Single by Matt Corby

from the album Into the Flame
- Released: 11 November 2011
- Genre: Soul; blues; Pop rock;
- Length: 4:14
- Label: Universal Australia
- Songwriter: Matt Corby

Matt Corby singles chronology
| "Made of Stone" (2010) | "Brother" (2011) | "Resolution" (2013) |

= Brother (Matt Corby song) =

"Brother" is the first single released from Australian singer Matt Corby's extended play (EP), Into the Flame. The song peaked at number 3 on the ARIA Charts as the Into the Flame EP, as songs' sales are counted towards their parent EPs on the singles chart. The song won Song of the Year at the 2012 ARIA Awards and was nominated for the same category at the 2012 APRA Awards.

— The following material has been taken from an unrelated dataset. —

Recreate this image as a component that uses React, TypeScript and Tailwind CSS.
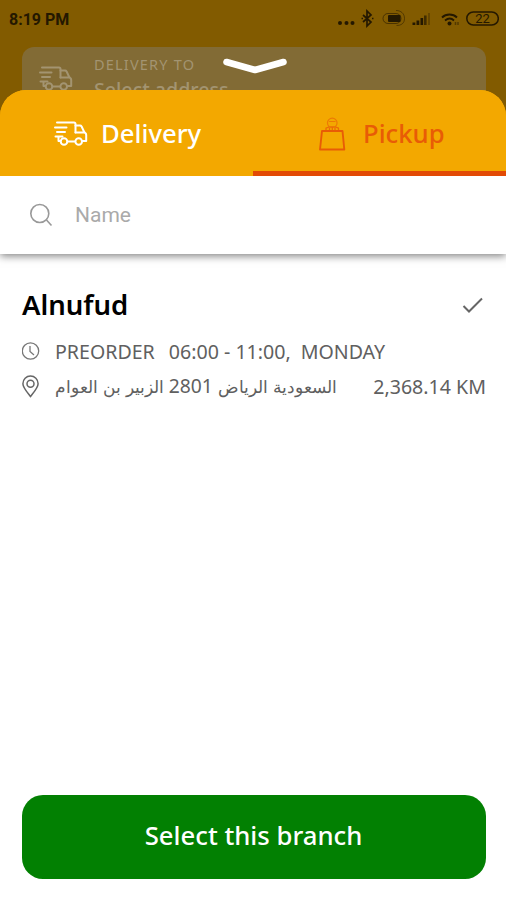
import { useState } from "react";

function TruckIcon({ className }: { className?: string }) {
  return (
    <svg
      viewBox="0 0 34 26"
      className={className}
      fill="none"
      stroke="currentColor"
      strokeWidth="2"
      strokeLinecap="round"
      strokeLinejoin="round"
    >
      <path d="M3 1.500h17q1.500 0 1.500 1.500v8.500M1 6.500h11.500M3 11h8M1.500 15.500h7M4.500 15.500v4.500h2" />
      <path d="M21.500 4.500h4.500q1 0 1.600 1l2.600 5.500 1.300 1.300q.7.700.7 1.700v6h-3.700M21.500 11.500h8.500M13.500 20.500h7.500" />
      <circle cx="10" cy="20.500" r="3.300" />
      <circle cx="24.700" cy="20.500" r="3.300" />
    </svg>
  );
}

function BagIcon({ className }: { className?: string }) {
  return (
    <svg
      viewBox="0 0 28 36"
      className={className}
      fill="none"
      stroke="currentColor"
      strokeLinejoin="round"
    >
      <path strokeWidth="1.900" d="M4 15h20.500l1.800 18.500H2L4 15z" />
      <path strokeWidth="1.300" opacity="0.800" d="M8 14.500v-2.300l3-1.200h6.500l3 1.200v2.300M11.500 14.500V12M14.300 14.500V11.500M17 14.500V12" />
      <path strokeWidth="1.200" opacity="0.600" d="M11 10.500a4.800 4.800 0 1 1 6.500 0M11 5.500h6.500" />
    </svg>
  );
}

function StatusBar() {
  return (
    <div className="flex h-9 items-center justify-between pl-[9px] pr-[7px] pt-[3px] text-[#241800]">
      <span className="font-[Roboto] text-[16px] font-bold">8:19 PM</span>
      <svg viewBox="0 0 162 24" className="h-6 w-[162px]" fill="none" stroke="currentColor">
        <g fill="currentColor" stroke="none">
          <circle cx="3" cy="15" r="2" />
          <circle cx="9.500" cy="15" r="2" />
          <circle cx="15.500" cy="15" r="2" />
        </g>
        <path strokeWidth="1.700" d="M26 7l8 7-4 4V3l4 4-8 7M24.500 10.500h1.500M35 10.500h1.500" />
        <rect x="46" y="5.500" width="18" height="10" rx="5" strokeWidth="1" opacity="0.600" />
        <path strokeWidth="1" opacity="0.500" d="M59 2.500c5 0 8.500 3 8.500 8s-3.500 7-8 7" />
        <rect x="51" y="7" width="12.500" height="7" rx="1" fill="currentColor" stroke="none" />
        <g fill="currentColor" stroke="none">
          <rect x="75.500" y="14.500" width="2.800" height="2.500" />
          <rect x="79.500" y="12.500" width="2.800" height="4.500" />
          <rect x="83.500" y="10" width="2.600" height="7" />
          <rect x="87" y="7.500" width="2.600" height="9.500" opacity="0.700" />
          <rect x="91" y="5" width="2" height="12" opacity="0.300" />
        </g>
        <path strokeWidth="1.800" d="M105 9.500c4-4 11-4 15 0M108 12.500c3-2.500 6.500-2.500 9 0" />
        <circle cx="112.500" cy="15.500" r="2" fill="currentColor" stroke="none" />
        <path strokeWidth="1.500" opacity="0.500" d="M118.500 17v-3M121 17v-3" />
        <rect x="129.800" y="4" width="31.500" height="13" rx="6.500" strokeWidth="1.500" />
        <text
          x="145.500"
          y="15.300"
          textAnchor="middle"
          fontFamily="Roboto, sans-serif"
          fontSize="13"
          fill="currentColor"
          stroke="none"
        >
          22
        </text>
      </svg>
    </div>
  );
}

export default function App() {
  const [name, setName] = useState("");

  return (
    <div className="flex h-[900px] w-[506px] flex-col overflow-hidden bg-white font-['Noto_Sans',sans-serif] whitespace-nowrap">
      {/* Dimmed home screen */}
      <div className="relative h-[130px] shrink-0 bg-[#825b00]">
        <StatusBar />
        <div className="ml-[22px] mr-5 mt-[11px] flex h-[83px] rounded-[12px] bg-[#826b35] text-[#a39471]">
          <TruckIcon className="ml-[17px] mt-[19px] h-[26px] w-[34px]" />
          <div className="ml-[21px] pt-[8px]">
            <p className="text-[14.5px] leading-[18px] tracking-[1.2px]">DELIVERY TO</p>
            <p className="mt-[4px] text-[19.6px] leading-[26px] font-medium">Select address</p>
          </div>
        </div>
        <svg viewBox="0 0 66 18" className="absolute left-[222px] top-[57px] h-[18px] w-[66px]" fill="none">
          <path
            d="M4.500 5L33 13 61.500 5"
            stroke="#fff"
            strokeWidth="6.500"
            strokeLinecap="round"
            strokeLinejoin="round"
          />
        </svg>
      </div>

      {/* Sheet */}
      <div className="relative -mt-10 flex grow flex-col overflow-hidden rounded-t-[26px] bg-[#f3a800]">
        <div className="relative z-10 grid h-[86px] shrink-0 grid-cols-2 bg-[#f3a800] text-[25.7px] font-medium">
          <button className="flex items-center pl-[54px] pt-[3px] text-white">
            <TruckIcon className="mb-px h-[26px] w-[34px]" />
            <span className="ml-[13px]">Delivery</span>
          </button>
          <button className="flex items-center border-b-[5px] border-[#e24a05] pl-[65px] pt-[7px] text-[#e85c06]">
            <BagIcon className="h-[36px] w-[28px]" />
            <span className="ml-[17px]">Pickup</span>
          </button>
        </div>

        <div className="relative flex h-[78px] shrink-0 items-center bg-white pl-[29px] shadow-[0_2px_8px_rgba(0,0,0,0.5)]">
          <svg viewBox="0 0 24 24" className="h-6 w-6" fill="none" stroke="#999" strokeWidth="1.600">
            <circle cx="10.800" cy="10.500" r="9" />
            <path d="M17.500 17l5 5.500" />
          </svg>
          <input
            value={name}
            onChange={(e) => setName(e.target.value)}
            placeholder="Name"
            className="ml-[22px] w-80 pt-0.5 font-[Roboto] text-[21px] outline-none placeholder:text-[#aaa]"
          />
        </div>

        <div className="flex grow flex-col bg-white">
          {/* Branch */}
          <div className="pl-[22px] pr-5 pt-[32px] text-[#606060]">
            <div className="flex h-[38px] items-center justify-between">
              <h2 className="text-[27.5px] font-semibold text-black">Alnufud</h2>
              <svg viewBox="0 0 24 20" className="mr-px h-5 w-6" fill="none" stroke="#666" strokeWidth="2">
                <path d="M2.500 11l5.500 5.500L21 3.500" />
              </svg>
            </div>
            <div className="mt-[10px] flex h-[35px] items-center text-[19.6px]">
              <svg viewBox="0 0 18 20" className="h-5 w-[18px]" fill="none" stroke="#777" strokeWidth="1.300">
                <circle cx="8.500" cy="9" r="8.200" />
                <path d="M8 4v5.500l4 3.500" />
              </svg>
              <span className="ml-[15px]">PREORDER</span>
              <span className="ml-[14px]">06:00 - 11:00,</span>
              <span className="ml-[10px]">MONDAY</span>
            </div>
            <div className="flex h-[35px] items-center text-[19.6px]">
              <svg viewBox="0 0 18 24" className="h-6 w-[18px]" fill="none" stroke="#666" strokeWidth="1.500">
                <path d="M8.500 21.500C5 17 .9 12.500.9 8.700a7.600 7.600 0 0 1 15.200 0c0 3.800-4.100 8.300-7.600 12.800z" />
                <circle cx="8.500" cy="8.700" r="3.500" />
              </svg>
              <span dir="rtl" className="ml-[15px] text-[17.4px] [word-spacing:0.4px]">
                السعودية الرياض <span className="text-[19.3px]">2801</span> الزبير بن العوام
              </span>
              <span className="ml-auto">2,368.14 KM</span>
            </div>
          </div>

          <button className="mb-[21px] ml-[22px] mr-5 mt-auto h-[84px] shrink-0 rounded-[21px] bg-[#028002] pr-px pb-[1px] text-[25.7px] font-medium text-white">
            Select this branch
          </button>
        </div>
      </div>
    </div>
  );
}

Brother came in at #3 in the Triple J Hottest 100, 2011, behind "Somebody That I Used to Know" and "Lonely Boy" and placed 51 in the Triple J Hottest 100 of Australian Songs in 2025.

==Charts==

| Chart (2011–12) | Peak position |
|---|---|
| Australia (ARIA) Into the Flame EP | 3 |
| Netherlands (Dutch Top 40) | 29 |
| Netherlands (Single Top 100) | 32 |

===Decade-end charts===

| Chart (2010–2019) | Position |
|---|---|
| Australia (ARIA) | 68 |
| Australian Artist Singles (ARIA) | 8 |

==Certifications==

| Region | Certification | Certified units/sales |
| New Zealand (RMNZ) | 2× Platinum | 60,000^{‡} |
^{‡} Sales+streaming figures based on certification alone.

==Other versions==
Thundamentals performed a version of "Brother" on triple j's Like a Version in 2012.

Austin P. McKenzie performed a version of "Brother" on 30 August 2015, live at the Spring Awakening Cabaret.